Problem statement >>
Go through the material and write it all out exactly, minus the pictures.

......

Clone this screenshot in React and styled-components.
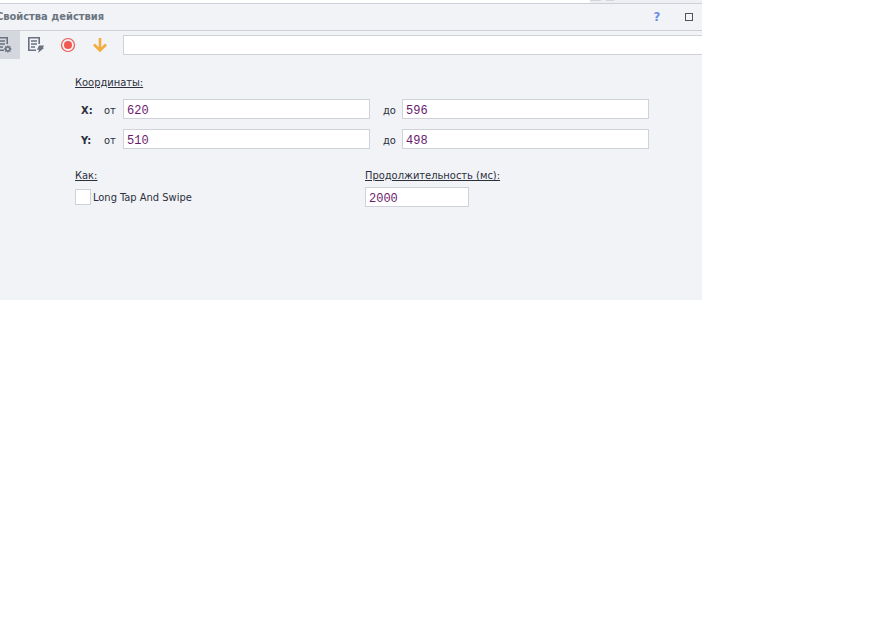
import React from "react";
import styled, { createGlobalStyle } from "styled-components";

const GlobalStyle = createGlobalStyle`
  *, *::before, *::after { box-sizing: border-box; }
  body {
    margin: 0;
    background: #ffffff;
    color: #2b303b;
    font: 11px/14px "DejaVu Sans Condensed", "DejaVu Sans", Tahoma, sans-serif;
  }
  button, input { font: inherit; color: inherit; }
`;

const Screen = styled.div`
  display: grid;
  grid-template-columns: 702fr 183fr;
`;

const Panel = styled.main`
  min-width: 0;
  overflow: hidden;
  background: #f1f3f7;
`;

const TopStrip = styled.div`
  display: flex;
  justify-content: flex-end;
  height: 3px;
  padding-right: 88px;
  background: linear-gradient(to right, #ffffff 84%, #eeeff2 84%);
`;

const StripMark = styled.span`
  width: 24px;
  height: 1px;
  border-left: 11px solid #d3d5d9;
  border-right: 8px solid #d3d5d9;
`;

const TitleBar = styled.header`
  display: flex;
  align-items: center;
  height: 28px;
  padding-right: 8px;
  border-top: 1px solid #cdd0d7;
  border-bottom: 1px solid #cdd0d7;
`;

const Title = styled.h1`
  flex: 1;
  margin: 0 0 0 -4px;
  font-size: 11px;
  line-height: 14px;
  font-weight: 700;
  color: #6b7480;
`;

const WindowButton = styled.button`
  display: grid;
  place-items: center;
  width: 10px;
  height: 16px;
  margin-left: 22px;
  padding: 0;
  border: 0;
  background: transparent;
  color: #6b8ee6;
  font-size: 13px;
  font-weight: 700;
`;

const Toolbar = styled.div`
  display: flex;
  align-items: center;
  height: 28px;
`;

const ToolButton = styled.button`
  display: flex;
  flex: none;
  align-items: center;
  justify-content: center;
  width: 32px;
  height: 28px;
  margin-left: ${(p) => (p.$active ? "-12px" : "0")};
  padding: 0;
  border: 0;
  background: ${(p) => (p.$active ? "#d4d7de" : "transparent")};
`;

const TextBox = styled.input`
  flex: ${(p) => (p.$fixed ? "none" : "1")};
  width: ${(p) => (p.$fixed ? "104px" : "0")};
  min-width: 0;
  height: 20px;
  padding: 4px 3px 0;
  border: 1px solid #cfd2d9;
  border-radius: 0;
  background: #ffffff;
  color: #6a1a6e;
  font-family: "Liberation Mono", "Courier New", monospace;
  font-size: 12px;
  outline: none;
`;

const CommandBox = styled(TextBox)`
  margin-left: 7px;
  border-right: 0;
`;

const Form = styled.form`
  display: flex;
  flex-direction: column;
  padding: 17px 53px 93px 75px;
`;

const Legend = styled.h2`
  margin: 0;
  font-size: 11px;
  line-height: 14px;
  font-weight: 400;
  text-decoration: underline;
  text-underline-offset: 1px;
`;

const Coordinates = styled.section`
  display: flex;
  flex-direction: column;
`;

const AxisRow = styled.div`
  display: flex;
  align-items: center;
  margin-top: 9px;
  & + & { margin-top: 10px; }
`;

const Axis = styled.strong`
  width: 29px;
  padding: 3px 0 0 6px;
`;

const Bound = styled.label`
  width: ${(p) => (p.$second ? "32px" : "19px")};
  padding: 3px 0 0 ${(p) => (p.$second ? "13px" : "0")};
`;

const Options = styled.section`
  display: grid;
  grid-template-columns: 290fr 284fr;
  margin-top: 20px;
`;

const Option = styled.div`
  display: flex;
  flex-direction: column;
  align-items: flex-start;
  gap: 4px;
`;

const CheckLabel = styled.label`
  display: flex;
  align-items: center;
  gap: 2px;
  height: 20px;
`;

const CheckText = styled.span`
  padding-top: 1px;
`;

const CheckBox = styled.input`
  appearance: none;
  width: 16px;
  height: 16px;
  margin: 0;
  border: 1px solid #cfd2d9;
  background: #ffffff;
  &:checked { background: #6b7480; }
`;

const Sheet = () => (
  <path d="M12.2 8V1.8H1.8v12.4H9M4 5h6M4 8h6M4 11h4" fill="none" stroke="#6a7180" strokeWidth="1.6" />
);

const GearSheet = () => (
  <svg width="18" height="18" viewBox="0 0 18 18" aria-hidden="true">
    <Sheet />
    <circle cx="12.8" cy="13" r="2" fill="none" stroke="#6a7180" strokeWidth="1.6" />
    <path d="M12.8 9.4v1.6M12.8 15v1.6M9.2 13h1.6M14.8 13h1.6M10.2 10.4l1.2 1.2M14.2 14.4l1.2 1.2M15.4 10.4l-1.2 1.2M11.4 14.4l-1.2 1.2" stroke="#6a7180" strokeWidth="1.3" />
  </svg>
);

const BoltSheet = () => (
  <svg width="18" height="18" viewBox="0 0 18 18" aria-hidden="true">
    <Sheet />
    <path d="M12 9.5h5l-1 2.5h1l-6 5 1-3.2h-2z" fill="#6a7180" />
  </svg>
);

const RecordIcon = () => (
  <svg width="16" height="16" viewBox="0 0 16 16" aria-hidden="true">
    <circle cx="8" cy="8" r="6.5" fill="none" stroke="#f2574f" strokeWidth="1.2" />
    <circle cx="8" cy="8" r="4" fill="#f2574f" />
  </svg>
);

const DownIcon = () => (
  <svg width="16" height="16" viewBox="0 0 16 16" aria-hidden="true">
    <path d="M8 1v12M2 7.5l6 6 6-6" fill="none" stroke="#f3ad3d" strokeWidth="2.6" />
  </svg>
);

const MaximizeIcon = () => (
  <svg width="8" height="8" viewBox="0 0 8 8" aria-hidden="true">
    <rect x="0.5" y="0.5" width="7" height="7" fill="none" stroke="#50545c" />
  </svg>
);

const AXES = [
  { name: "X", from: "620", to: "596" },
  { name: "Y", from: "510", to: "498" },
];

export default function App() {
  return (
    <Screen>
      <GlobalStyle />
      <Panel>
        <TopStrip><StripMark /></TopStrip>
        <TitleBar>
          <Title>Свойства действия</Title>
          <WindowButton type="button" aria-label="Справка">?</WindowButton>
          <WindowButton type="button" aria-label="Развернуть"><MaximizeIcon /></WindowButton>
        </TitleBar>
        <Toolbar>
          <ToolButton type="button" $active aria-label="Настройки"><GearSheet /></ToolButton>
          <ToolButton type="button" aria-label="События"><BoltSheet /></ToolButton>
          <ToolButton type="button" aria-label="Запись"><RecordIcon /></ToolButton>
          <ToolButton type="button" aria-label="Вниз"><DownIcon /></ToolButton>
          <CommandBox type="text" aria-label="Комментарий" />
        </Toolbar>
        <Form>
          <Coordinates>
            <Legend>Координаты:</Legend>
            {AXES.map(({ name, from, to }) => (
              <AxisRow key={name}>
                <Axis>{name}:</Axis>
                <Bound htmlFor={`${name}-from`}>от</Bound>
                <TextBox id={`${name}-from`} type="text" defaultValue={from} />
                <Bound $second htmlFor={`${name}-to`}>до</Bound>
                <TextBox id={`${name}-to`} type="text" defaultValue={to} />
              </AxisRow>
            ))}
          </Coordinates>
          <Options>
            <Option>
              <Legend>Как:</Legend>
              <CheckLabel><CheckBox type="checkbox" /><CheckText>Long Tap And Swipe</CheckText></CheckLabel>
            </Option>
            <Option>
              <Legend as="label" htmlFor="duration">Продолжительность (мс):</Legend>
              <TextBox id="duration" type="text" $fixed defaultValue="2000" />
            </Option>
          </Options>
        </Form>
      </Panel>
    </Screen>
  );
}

......

Finished exercise >>
Clone this screenshot in React and styled-components.
import React from "react";
import styled, { createGlobalStyle } from "styled-components";

const GlobalStyle = createGlobalStyle`
  *, *::before, *::after { box-sizing: border-box; }
  body {
    margin: 0;
    background: #ffffff;
    color: #2b303b;
    font: 11px/14px "DejaVu Sans Condensed", "DejaVu Sans", Tahoma, sans-serif;
  }
  button, input { font: inherit; color: inherit; }
`;

const Screen = styled.div`
  display: grid;
  grid-template-columns: 702fr 183fr;
`;

const Panel = styled.main`
  min-width: 0;
  overflow: hidden;
  background: #f1f3f7;
`;

const TopStrip = styled.div`
  display: flex;
  justify-content: flex-end;
  height: 3px;
  padding-right: 88px;
  background: linear-gradient(to right, #ffffff 84%, #eeeff2 84%);
`;

const StripMark = styled.span`
  width: 24px;
  height: 1px;
  border-left: 11px solid #d3d5d9;
  border-right: 8px solid #d3d5d9;
`;

const TitleBar = styled.header`
  display: flex;
  align-items: center;
  height: 28px;
  padding-right: 8px;
  border-top: 1px solid #cdd0d7;
  border-bottom: 1px solid #cdd0d7;
`;

const Title = styled.h1`
  flex: 1;
  margin: 0 0 0 -4px;
  font-size: 11px;
  line-height: 14px;
  font-weight: 700;
  color: #6b7480;
`;

const WindowButton = styled.button`
  display: grid;
  place-items: center;
  width: 10px;
  height: 16px;
  margin-left: 22px;
  padding: 0;
  border: 0;
  background: transparent;
  color: #6b8ee6;
  font-size: 13px;
  font-weight: 700;
`;

const Toolbar = styled.div`
  display: flex;
  align-items: center;
  height: 28px;
`;

const ToolButton = styled.button`
  display: flex;
  flex: none;
  align-items: center;
  justify-content: center;
  width: 32px;
  height: 28px;
  margin-left: ${(p) => (p.$active ? "-12px" : "0")};
  padding: 0;
  border: 0;
  background: ${(p) => (p.$active ? "#d4d7de" : "transparent")};
`;

const TextBox = styled.input`
  flex: ${(p) => (p.$fixed ? "none" : "1")};
  width: ${(p) => (p.$fixed ? "104px" : "0")};
  min-width: 0;
  height: 20px;
  padding: 4px 3px 0;
  border: 1px solid #cfd2d9;
  border-radius: 0;
  background: #ffffff;
  color: #6a1a6e;
  font-family: "Liberation Mono", "Courier New", monospace;
  font-size: 12px;
  outline: none;
`;

const CommandBox = styled(TextBox)`
  margin-left: 7px;
  border-right: 0;
`;

const Form = styled.form`
  display: flex;
  flex-direction: column;
  padding: 17px 53px 93px 75px;
`;

const Legend = styled.h2`
  margin: 0;
  font-size: 11px;
  line-height: 14px;
  font-weight: 400;
  text-decoration: underline;
  text-underline-offset: 1px;
`;

const Coordinates = styled.section`
  display: flex;
  flex-direction: column;
`;

const AxisRow = styled.div`
  display: flex;
  align-items: center;
  margin-top: 9px;
  & + & { margin-top: 10px; }
`;

const Axis = styled.strong`
  width: 29px;
  padding: 3px 0 0 6px;
`;

const Bound = styled.label`
  width: ${(p) => (p.$second ? "32px" : "19px")};
  padding: 3px 0 0 ${(p) => (p.$second ? "13px" : "0")};
`;

const Options = styled.section`
  display: grid;
  grid-template-columns: 290fr 284fr;
  margin-top: 20px;
`;

const Option = styled.div`
  display: flex;
  flex-direction: column;
  align-items: flex-start;
  gap: 4px;
`;

const CheckLabel = styled.label`
  display: flex;
  align-items: center;
  gap: 2px;
  height: 20px;
`;

const CheckText = styled.span`
  padding-top: 1px;
`;

const CheckBox = styled.input`
  appearance: none;
  width: 16px;
  height: 16px;
  margin: 0;
  border: 1px solid #cfd2d9;
  background: #ffffff;
  &:checked { background: #6b7480; }
`;

const Sheet = () => (
  <path d="M12.2 8V1.8H1.8v12.4H9M4 5h6M4 8h6M4 11h4" fill="none" stroke="#6a7180" strokeWidth="1.6" />
);

const GearSheet = () => (
  <svg width="18" height="18" viewBox="0 0 18 18" aria-hidden="true">
    <Sheet />
    <circle cx="12.8" cy="13" r="2" fill="none" stroke="#6a7180" strokeWidth="1.6" />
    <path d="M12.8 9.4v1.6M12.8 15v1.6M9.2 13h1.6M14.8 13h1.6M10.2 10.4l1.2 1.2M14.2 14.4l1.2 1.2M15.4 10.4l-1.2 1.2M11.4 14.4l-1.2 1.2" stroke="#6a7180" strokeWidth="1.3" />
  </svg>
);

const BoltSheet = () => (
  <svg width="18" height="18" viewBox="0 0 18 18" aria-hidden="true">
    <Sheet />
    <path d="M12 9.5h5l-1 2.5h1l-6 5 1-3.2h-2z" fill="#6a7180" />
  </svg>
);

const RecordIcon = () => (
  <svg width="16" height="16" viewBox="0 0 16 16" aria-hidden="true">
    <circle cx="8" cy="8" r="6.5" fill="none" stroke="#f2574f" strokeWidth="1.2" />
    <circle cx="8" cy="8" r="4" fill="#f2574f" />
  </svg>
);

const DownIcon = () => (
  <svg width="16" height="16" viewBox="0 0 16 16" aria-hidden="true">
    <path d="M8 1v12M2 7.5l6 6 6-6" fill="none" stroke="#f3ad3d" strokeWidth="2.6" />
  </svg>
);

const MaximizeIcon = () => (
  <svg width="8" height="8" viewBox="0 0 8 8" aria-hidden="true">
    <rect x="0.5" y="0.5" width="7" height="7" fill="none" stroke="#50545c" />
  </svg>
);

const AXES = [
  { name: "X", from: "620", to: "596" },
  { name: "Y", from: "510", to: "498" },
];

export default function App() {
  return (
    <Screen>
      <GlobalStyle />
      <Panel>
        <TopStrip><StripMark /></TopStrip>
        <TitleBar>
          <Title>Свойства действия</Title>
          <WindowButton type="button" aria-label="Справка">?</WindowButton>
          <WindowButton type="button" aria-label="Развернуть"><MaximizeIcon /></WindowButton>
        </TitleBar>
        <Toolbar>
          <ToolButton type="button" $active aria-label="Настройки"><GearSheet /></ToolButton>
          <ToolButton type="button" aria-label="События"><BoltSheet /></ToolButton>
          <ToolButton type="button" aria-label="Запись"><RecordIcon /></ToolButton>
          <ToolButton type="button" aria-label="Вниз"><DownIcon /></ToolButton>
          <CommandBox type="text" aria-label="Комментарий" />
        </Toolbar>
        <Form>
          <Coordinates>
            <Legend>Координаты:</Legend>
            {AXES.map(({ name, from, to }) => (
              <AxisRow key={name}>
                <Axis>{name}:</Axis>
                <Bound htmlFor={`${name}-from`}>от</Bound>
                <TextBox id={`${name}-from`} type="text" defaultValue={from} />
                <Bound $second htmlFor={`${name}-to`}>до</Bound>
                <TextBox id={`${name}-to`} type="text" defaultValue={to} />
              </AxisRow>
            ))}
          </Coordinates>
          <Options>
            <Option>
              <Legend>Как:</Legend>
              <CheckLabel><CheckBox type="checkbox" /><CheckText>Long Tap And Swipe</CheckText></CheckLabel>
            </Option>
            <Option>
              <Legend as="label" htmlFor="duration">Продолжительность (мс):</Legend>
              <TextBox id="duration" type="text" $fixed defaultValue="2000" />
            </Option>
          </Options>
        </Form>
      </Panel>
    </Screen>
  );
}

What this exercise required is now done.